Local police departments react to ACLU license plate scanner report
Updated: Tuesday, August 27 2013, 10:31 AM EDT
Rochester, N.Y. – For the past five years, Officer Gil Contreras of the Rochester Police Department’s Traffic Enforcement Unit has used a license plate reader.
The scanner mounts on top of his car and the device is able to detect the reflective material in license plates. The scanner is able to read any plates that are in its path and cross references the plate number with DMV records.
Contreras says it’s a useful tool he uses to find drivers with suspended licenses, arrest warrants or cars that have been stolen.
“It's a very useful tool because if you don't stop the violator for something and determine that something is wrong, the plate reader will do it for you and it gives you probable cause to stop the car,” Contreras explained.
However, the license plate reader technology has recently come under the scrutiny of the American Civil Liberties Union.
On Wednesday, the group released a report titled “You Are Being Tracked” saying that the data collected from the license plate scanners are being stored for months, or in some cases years.
The information pertains to the location and the time of when a particular license plate is being scanned.
“This is just another example of big brother creep,” says Scott Forsythe of the ACLU. “You have government collecting information using the latest gadgets to get more and more information about us in our personal lives.”
Forsythe says that the ACLU is not calling for police departments to stop using this technology, rather to change policies to put limitations on the collection and retention of the data.

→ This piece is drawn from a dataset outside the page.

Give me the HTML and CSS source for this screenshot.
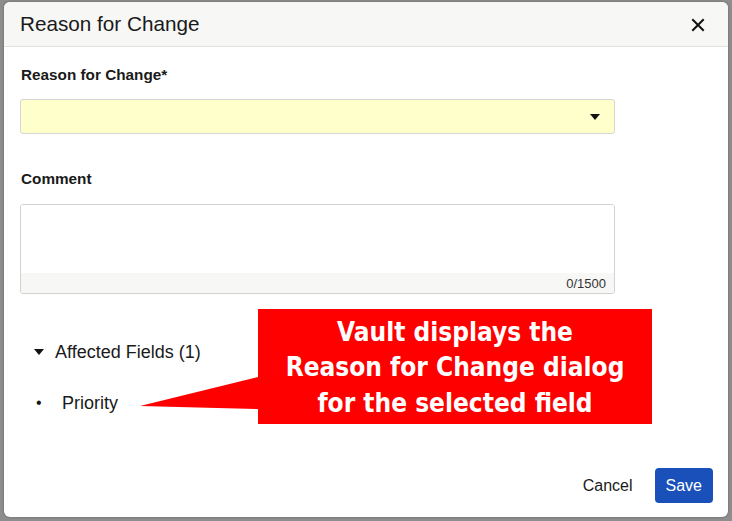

The Greece Police Department has five of the readers and department spokesperson Captain Patrick Phelan says that they are only used to find stolen vehicles, drivers with suspended licenses or people with arrest warrants out for them.
He says their readers store the data on the scanned license plates for 30 days.
“Our data is only stored for 30 days on the device itself and then it writes over itself so it's stored for a short period of time,” Phelan explained. “Frankly, we don't have the manpower or time to see where anyone is or what they are doing.”
Phelan said that in extreme cases, like a homicide investigation, police may go back and see which vehicles they scanned in the area of the crime. However, he said his department has not had to utilize the license plate readers in this way.
Forsythe believes this could potentially be an invasion of privacies and policies should be in place to prevent it so people do not have access to the data after it’s scanned.
“If it's not needed now, there is greater risk of misuse that it will be given to someone else who will have a perverse interest in the material,” Forsythe explained. “So let's err in the side of privacy instead of a future benefit that may never be realized that information.
The Rochester Police Department says they only use the license plate readers for traffic violations, arrest warrants or stolen vehicles. They keep their data stored for 90 days before it is completely erased.